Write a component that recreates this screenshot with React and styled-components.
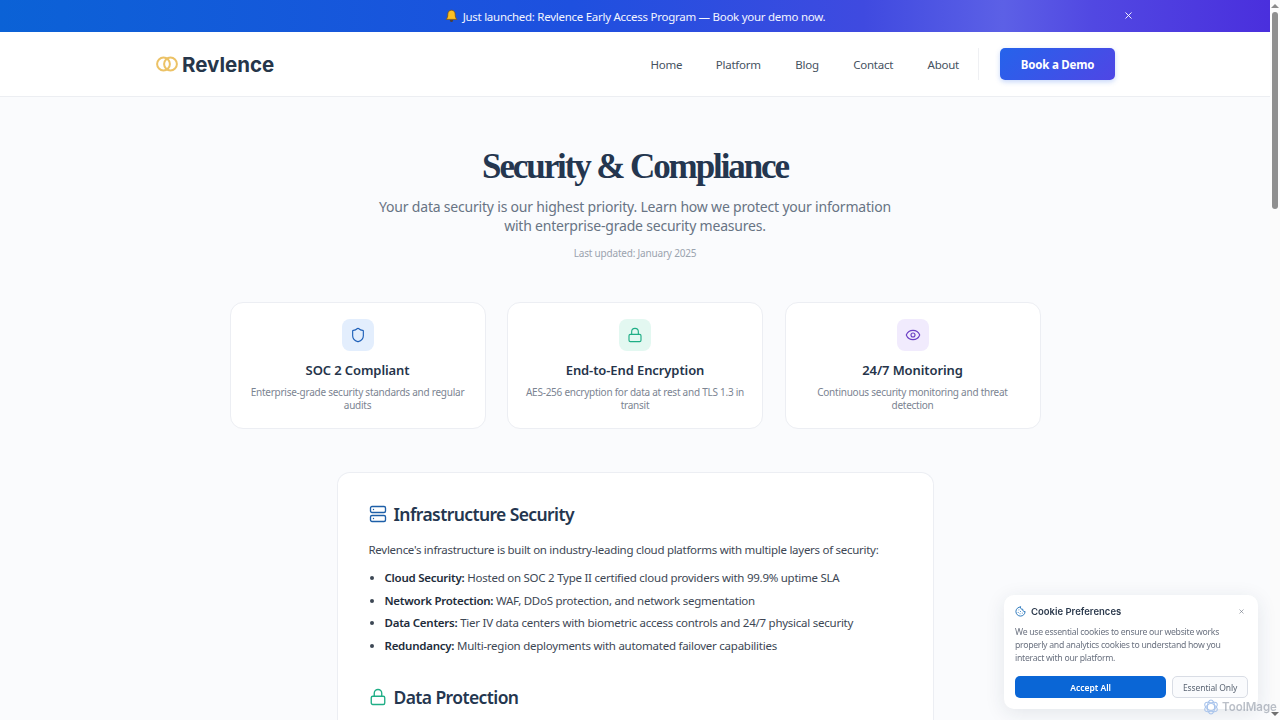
import React from 'react'
import styled, { createGlobalStyle } from 'styled-components'
import { Shield, Lock, Eye, Server, Cookie, X } from 'lucide-react'

const GlobalStyle = createGlobalStyle`
  html, body { height: 100%; }
  body {
    margin: 0;
    overflow: hidden;
    background: #fafbfd;
    font-family: "Noto Sans", "Open Sans", sans-serif;
    color: #1f2d3d;
  }
`

const features = [
  { icon: Shield, bg: '#e3eefd', fg: '#1d5fb8', title: 'SOC 2 Compliant', text: 'Enterprise-grade security standards and regular audits' },
  { icon: Lock, bg: '#e3f8f1', fg: '#1fae86', title: 'End-to-End Encryption', text: 'AES-256 encryption for data at rest and TLS 1.3 in transit' },
  { icon: Eye, bg: '#f1ebfd', fg: '#6b3fc4', title: '24/7 Monitoring', text: 'Continuous security monitoring and threat detection' },
]

const infrastructure = [
  ['Cloud Security:', 'Hosted on SOC 2 Type II certified cloud providers with 99.9% uptime SLA'],
  ['Network Protection:', 'WAF, DDoS protection, and network segmentation'],
  ['Data Centers:', 'Tier IV data centers with biometric access controls and 24/7 physical security'],
  ['Redundancy:', 'Multi-region deployments with automated failover capabilities'],
]

function BellIcon() {
  return (
    <svg width="13" height="14" viewBox="0 0 13 14">
      <path d="M6.5 1.2c-2.4 0-3.7 1.8-3.7 4.1 0 2.500-.5 3.700-1.600 5.100h10.600c-1.100-1.400-1.600-2.600-1.600-5.100 0-2.300-1.300-4.100-3.700-4.100z" fill="#fbbf24" stroke="#7c4a03" strokeWidth="0.7" />
      <path d="M4.800 11.200c.2 1 .9 1.600 1.700 1.600s1.500-.6 1.700-1.600z" fill="#5f3a06" />
    </svg>
  )
}

function LogoMark() {
  return (
    <svg width="22" height="16" viewBox="0 0 22 16" fill="none" stroke="#ecc266" strokeWidth="2">
      <circle cx="7.500" cy="8" r="6.400" />
      <circle cx="14.500" cy="8" r="6.400" />
    </svg>
  )
}

function WatermarkMark() {
  return (
    <svg width="16" height="16" viewBox="0 0 16 16" fill="none" stroke="#a9c4ec" strokeWidth="1.100">
      <ellipse cx="8" cy="8" rx="3.600" ry="7" />
      <ellipse cx="8" cy="8" rx="3.600" ry="7" transform="rotate(60 8 8)" />
      <ellipse cx="8" cy="8" rx="3.600" ry="7" transform="rotate(120 8 8)" />
    </svg>
  )
}

function App() {
  return (
    <>
      <GlobalStyle />
      <Frame>
        <Page>
          <Banner>
            <BellIcon />
            <BannerText>Just launched: Revlence Early Access Program — Book your demo now.</BannerText>
            <BannerClose><X size={11} strokeWidth={2} /></BannerClose>
          </Banner>
          <Header>
            <HeaderInner>
              <Logo>
                <LogoMark />
                <LogoText>Revlence</LogoText>
              </Logo>
              <Nav>
                <NavLink>Home</NavLink>
                <NavLink>Platform</NavLink>
                <NavLink>Blog</NavLink>
                <NavLink>Contact</NavLink>
                <NavLink>About</NavLink>
                <NavDivider />
                <DemoButton>Book a Demo</DemoButton>
              </Nav>
            </HeaderInner>
          </Header>
          <Hero>
            <Title>Security &amp; Compliance</Title>
            <Subtitle>Your data security is our highest priority. Learn how we protect your information with enterprise-grade security measures.</Subtitle>
            <Updated>Last updated: January 2025</Updated>
          </Hero>
          <FeatureGrid>
            {features.map((f) => (
              <FeatureCard key={f.title}>
                <IconBox $bg={f.bg} $fg={f.fg}><f.icon size={16} strokeWidth={1.7} /></IconBox>
                <FeatureTitle>{f.title}</FeatureTitle>
                <FeatureText>{f.text}</FeatureText>
              </FeatureCard>
            ))}
          </FeatureGrid>
          <Content>
            <SectionTitle>
              <SectionIcon $fg="#1d5fa8"><Server size={18} strokeWidth={1.8} /></SectionIcon>
              Infrastructure Security
            </SectionTitle>
            <Paragraph>Revlence's infrastructure is built on industry-leading cloud platforms with multiple layers of security:</Paragraph>
            <List>
              {infrastructure.map(([label, text]) => (
                <li key={label}><strong>{label}</strong> {text}</li>
              ))}
            </List>
            <NextTitle>
              <SectionIcon $fg="#1fae86"><Lock size={18} strokeWidth={1.8} /></SectionIcon>
              Data Protection
            </NextTitle>
          </Content>
        </Page>
        <ScrollTrack>
          <ScrollArrow $dir="up" />
          <ScrollThumb />
          <ScrollArrow $dir="down" />
        </ScrollTrack>
      </Frame>
      <CookieCard>
        <CookieHead>
          <CookieIcon><Cookie size={11} strokeWidth={2} /></CookieIcon>
          <CookieTitle>Cookie Preferences</CookieTitle>
          <CookieClose><X size={7} strokeWidth={2} /></CookieClose>
        </CookieHead>
        <CookieText>We use essential cookies to ensure our website works properly and analytics cookies to understand how you interact with our platform.</CookieText>
        <CookieActions>
          <AcceptButton>Accept All</AcceptButton>
          <EssentialButton>Essential Only</EssentialButton>
        </CookieActions>
      </CookieCard>
      <Watermark>
        <WatermarkMark />
        ToolMage
      </Watermark>
    </>
  )
}

export default App

const Frame = styled.div`
  display: flex;
  height: 100vh;
  overflow: hidden;
`

const Page = styled.div`
  flex: 1;
  min-width: 0;
  display: flex;
  flex-direction: column;
`

const ScrollTrack = styled.div`
  width: 10px;
  flex-shrink: 0;
  display: flex;
  flex-direction: column;
  align-items: center;
  justify-content: space-between;
  background: #fbfbfb;
  padding: 4px 0;
  box-sizing: border-box;
`

const ScrollArrow = styled.span`
  width: 0;
  height: 0;
  border-left: 4px solid transparent;
  border-right: 4px solid transparent;
  ${(p) => (p.$dir === 'up' ? 'border-bottom: 4px solid #8a8a8a;' : 'border-top: 4px solid #6f6f6f;')}
`

const ScrollThumb = styled.span`
  width: 6px;
  height: 197px;
  margin-top: 4px;
  margin-bottom: auto;
  border-radius: 3px;
  background: #8f8f8f;
`

const Banner = styled.div`
  position: relative;
  flex-shrink: 0;
  height: 32px;
  display: flex;
  align-items: center;
  justify-content: center;
  gap: 5px;
  background: linear-gradient(90deg, #0b62d6 0%, #1e50df 45%, #3f4ae0 68%, #5c60e6 79%, #5148e2 86%, #4a2fdd 100%);
`

const BannerText = styled.span`
  font-size: 11.500px;
  letter-spacing: -0.27px;
  color: #f2f5ff;
`

const BannerClose = styled.span`
  position: absolute;
  left: 1123px;
  top: 10px;
  display: flex;
  color: #fff;
`

const Header = styled.header`
  flex-shrink: 0;
  background: #fff;
  border-bottom: 1px solid #eceef2;
`

const HeaderInner = styled.div`
  width: 960px;
  height: 64px;
  margin: 0 auto;
  display: flex;
  align-items: center;
  justify-content: space-between;
`

const Logo = styled.div`
  display: flex;
  align-items: center;
  gap: 4px;
  padding-left: 1px;
`

const LogoText = styled.span`
  font-family: Inter, sans-serif;
  font-size: 20.500px;
  font-weight: 700;
  color: #26364a;
`

const Nav = styled.nav`
  display: flex;
  align-items: center;
`

const NavLink = styled.a`
  font-size: 11.500px;
  letter-spacing: -0.25px;
  color: #46525f;
  margin-right: 34.500px;
  &:nth-child(1) { margin-right: 33.500px; }
  &:nth-child(5) { margin-right: 19px; }
`

const NavDivider = styled.span`
  width: 1px;
  height: 32px;
  background: #eff0f3;
  margin-right: 21px;
`

const DemoButton = styled.button`
  width: 115px;
  height: 32px;
  padding: 0;
  border: none;
  border-radius: 5px;
  background: linear-gradient(135deg, #2563eb, #4f46e5);
  box-shadow: 0 2px 5px rgba(37, 99, 235, 0.25);
  color: #fff;
  font-family: inherit;
  font-size: 11.500px;
  font-weight: 700;
  letter-spacing: -0.2px;
`

const Hero = styled.section`
  padding-top: 48px;
  text-align: center;
`

const Title = styled.h1`
  margin: 0 0 8px;
  font-family: "Liberation Serif", serif;
  font-size: 35px;
  line-height: 44px;
  font-weight: 700;
  letter-spacing: -2.100px;
  color: #24364f;
`

const Subtitle = styled.p`
  width: 540px;
  margin: 0 auto;
  font-size: 14px;
  line-height: 19px;
  letter-spacing: -0.2px;
  color: #687484;
`

const Updated = styled.p`
  margin: 11px 0 0;
  font-size: 10px;
  line-height: 14px;
  letter-spacing: -0.2px;
  color: #9aa3af;
`

const FeatureGrid = styled.div`
  width: 811px;
  margin: 42px auto 0;
  display: grid;
  grid-template-columns: repeat(3, 1fr);
  gap: 21.500px;
`

const FeatureCard = styled.div`
  box-sizing: border-box;
  height: 127px;
  padding: 16px 16px 0;
  background: #fff;
  border: 1px solid #eceef3;
  border-radius: 13px;
  text-align: center;
`

const IconBox = styled.div`
  width: 32px;
  height: 32px;
  margin: 0 auto 10px;
  border-radius: 8px;
  display: flex;
  align-items: center;
  justify-content: center;
  background: ${(p) => p.$bg};
  color: ${(p) => p.$fg};
`

const FeatureTitle = styled.h3`
  margin: 0 0 7px;
  font-size: 13px;
  line-height: 18px;
  font-weight: 600;
  letter-spacing: -0.1px;
  color: #25344a;
`

const FeatureText = styled.p`
  margin: 0;
  font-size: 10px;
  line-height: 13px;
  letter-spacing: -0.25px;
  color: #7b8492;
`

const Content = styled.main`
  box-sizing: border-box;
  flex: 1;
  width: 597px;
  margin: 43px auto 0;
  padding: 28px 32px 0 31px;
  background: #fff;
  border: 1px solid #eceef3;
  border-bottom: none;
  border-radius: 13px 13px 0 0;
`

const SectionTitle = styled.h2`
  display: flex;
  align-items: center;
  gap: 7px;
  margin: 0 0 13px;
  font-size: 17.500px;
  line-height: 26px;
  font-weight: 600;
  letter-spacing: -0.6px;
  color: #24364f;
`

const NextTitle = styled(SectionTitle)`
  margin: 27px 0 0;
`

const SectionIcon = styled.span`
  display: flex;
  color: ${(p) => p.$fg};
`

const Paragraph = styled.p`
  margin: 0 0 8px;
  font-size: 11.500px;
  line-height: 19px;
  letter-spacing: -0.28px;
  color: #3d4754;
`

const List = styled.ul`
  margin: 0;
  padding-left: 16px;
  font-size: 11.500px;
  line-height: 22.600px;
  letter-spacing: -0.25px;
  color: #3d4754;
  strong { font-weight: 600; color: #222c3a; }
`

const CookieCard = styled.aside`
  position: fixed;
  left: 1004px;
  top: 595px;
  box-sizing: border-box;
  width: 254px;
  height: 114px;
  padding: 9px 10px 0 11px;
  background: #fff;
  border-radius: 10px;
  box-shadow: 0 4px 20px rgba(30, 45, 70, 0.1);
`

const CookieHead = styled.div`
  display: flex;
  align-items: center;
  height: 14px;
  gap: 5px;
  margin-bottom: 8px;
`

const CookieIcon = styled.span`
  display: flex;
  color: #1d6fb8;
`

const CookieTitle = styled.span`
  font-family: Inter, sans-serif;
  font-size: 9.500px;
  font-weight: 600;
  color: #2c3a4d;
`

const CookieClose = styled.span`
  display: flex;
  margin-left: auto;
  margin-right: 3px;
  color: #6b7280;
`

const CookieText = styled.p`
  margin: 0 0 11px;
  font-size: 8.700px;
  line-height: 13px;
  letter-spacing: -0.28px;
  color: #6b7280;
`

const CookieActions = styled.div`
  display: flex;
  gap: 6px;
`

const AcceptButton = styled.button`
  width: 152px;
  height: 22px;
  padding: 0;
  border: none;
  border-radius: 5px;
  background: #0a66d6;
  color: #fff;
  font-family: inherit;
  font-size: 8.500px;
  font-weight: 600;
`

const EssentialButton = styled.button`
  width: 76px;
  height: 22px;
  padding: 0;
  border: 1px solid #d9dde5;
  border-radius: 5px;
  background: #fafbfd;
  color: #5b6573;
  font-family: inherit;
  font-size: 8.500px;
  letter-spacing: -0.1px;
`

const Watermark = styled.div`
  position: fixed;
  left: 1203px;
  top: 699px;
  display: flex;
  align-items: center;
  gap: 3px;
  font-family: Inter, sans-serif;
  font-size: 11.500px;
  font-weight: 600;
  color: rgba(120, 130, 145, 0.5);
`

> **What is expected**
Return only the lines from the start of the data through the line that contains "Server, Cookie, X", please, copying them exactly and omitting all pictures.

> **Answer to the task**
Write a component that recreates this screenshot with React and styled-components.
import React from 'react'
import styled, { createGlobalStyle } from 'styled-components'
import { Shield, Lock, Eye, Server, Cookie, X } from 'lucide-react'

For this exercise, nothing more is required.